» **WORK REQUIRED**
Quote, verbatim, all material below, without pictures.

---- SOURCE EXCERPT

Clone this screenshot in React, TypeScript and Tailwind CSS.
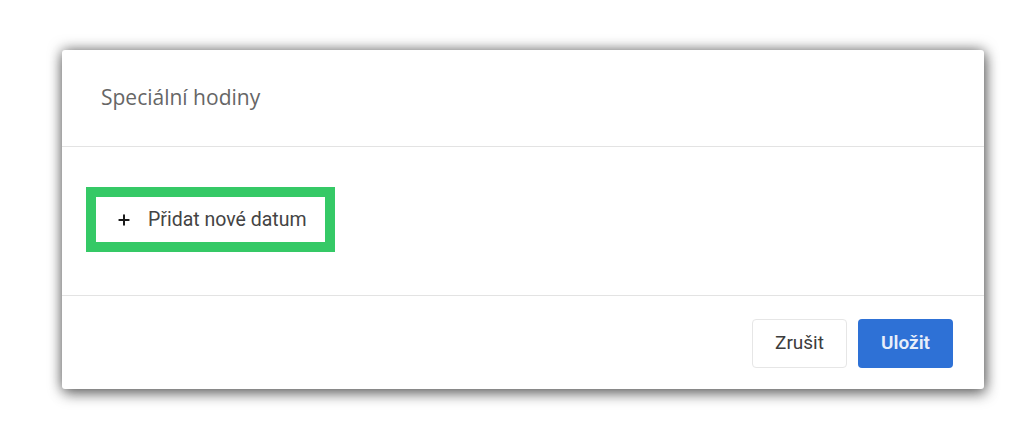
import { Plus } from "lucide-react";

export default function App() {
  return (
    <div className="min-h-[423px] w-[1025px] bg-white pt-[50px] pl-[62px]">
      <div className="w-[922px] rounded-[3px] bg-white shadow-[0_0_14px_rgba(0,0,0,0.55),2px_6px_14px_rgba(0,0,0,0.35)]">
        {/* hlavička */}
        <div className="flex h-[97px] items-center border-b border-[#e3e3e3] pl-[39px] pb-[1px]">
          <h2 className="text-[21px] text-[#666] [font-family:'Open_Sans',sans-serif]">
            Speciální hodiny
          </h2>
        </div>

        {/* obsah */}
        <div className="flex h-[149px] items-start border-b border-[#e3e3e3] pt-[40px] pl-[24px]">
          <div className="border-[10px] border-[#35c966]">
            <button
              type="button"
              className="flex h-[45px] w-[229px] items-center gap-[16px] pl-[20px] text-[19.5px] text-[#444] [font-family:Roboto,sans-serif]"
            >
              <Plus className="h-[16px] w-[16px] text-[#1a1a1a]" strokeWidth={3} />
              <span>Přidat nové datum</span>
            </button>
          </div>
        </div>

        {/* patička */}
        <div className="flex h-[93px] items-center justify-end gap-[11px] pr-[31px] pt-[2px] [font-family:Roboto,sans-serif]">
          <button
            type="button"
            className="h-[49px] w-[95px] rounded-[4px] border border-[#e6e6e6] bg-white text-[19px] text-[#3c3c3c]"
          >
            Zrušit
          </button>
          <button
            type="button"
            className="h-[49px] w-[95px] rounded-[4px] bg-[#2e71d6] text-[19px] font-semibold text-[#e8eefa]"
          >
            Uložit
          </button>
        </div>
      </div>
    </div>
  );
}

--------

» **TASK RESULT**
Clone this screenshot in React, TypeScript and Tailwind CSS.
import { Plus } from "lucide-react";

export default function App() {
  return (
    <div className="min-h-[423px] w-[1025px] bg-white pt-[50px] pl-[62px]">
      <div className="w-[922px] rounded-[3px] bg-white shadow-[0_0_14px_rgba(0,0,0,0.55),2px_6px_14px_rgba(0,0,0,0.35)]">
        {/* hlavička */}
        <div className="flex h-[97px] items-center border-b border-[#e3e3e3] pl-[39px] pb-[1px]">
          <h2 className="text-[21px] text-[#666] [font-family:'Open_Sans',sans-serif]">
            Speciální hodiny
          </h2>
        </div>

        {/* obsah */}
        <div className="flex h-[149px] items-start border-b border-[#e3e3e3] pt-[40px] pl-[24px]">
          <div className="border-[10px] border-[#35c966]">
            <button
              type="button"
              className="flex h-[45px] w-[229px] items-center gap-[16px] pl-[20px] text-[19.5px] text-[#444] [font-family:Roboto,sans-serif]"
            >
              <Plus className="h-[16px] w-[16px] text-[#1a1a1a]" strokeWidth={3} />
              <span>Přidat nové datum</span>
            </button>
          </div>
        </div>

        {/* patička */}
        <div className="flex h-[93px] items-center justify-end gap-[11px] pr-[31px] pt-[2px] [font-family:Roboto,sans-serif]">
          <button
            type="button"
            className="h-[49px] w-[95px] rounded-[4px] border border-[#e6e6e6] bg-white text-[19px] text-[#3c3c3c]"
          >
            Zrušit
          </button>
          <button
            type="button"
            className="h-[49px] w-[95px] rounded-[4px] bg-[#2e71d6] text-[19px] font-semibold text-[#e8eefa]"
          >
            Uložit
          </button>
        </div>
      </div>
    </div>
  );
}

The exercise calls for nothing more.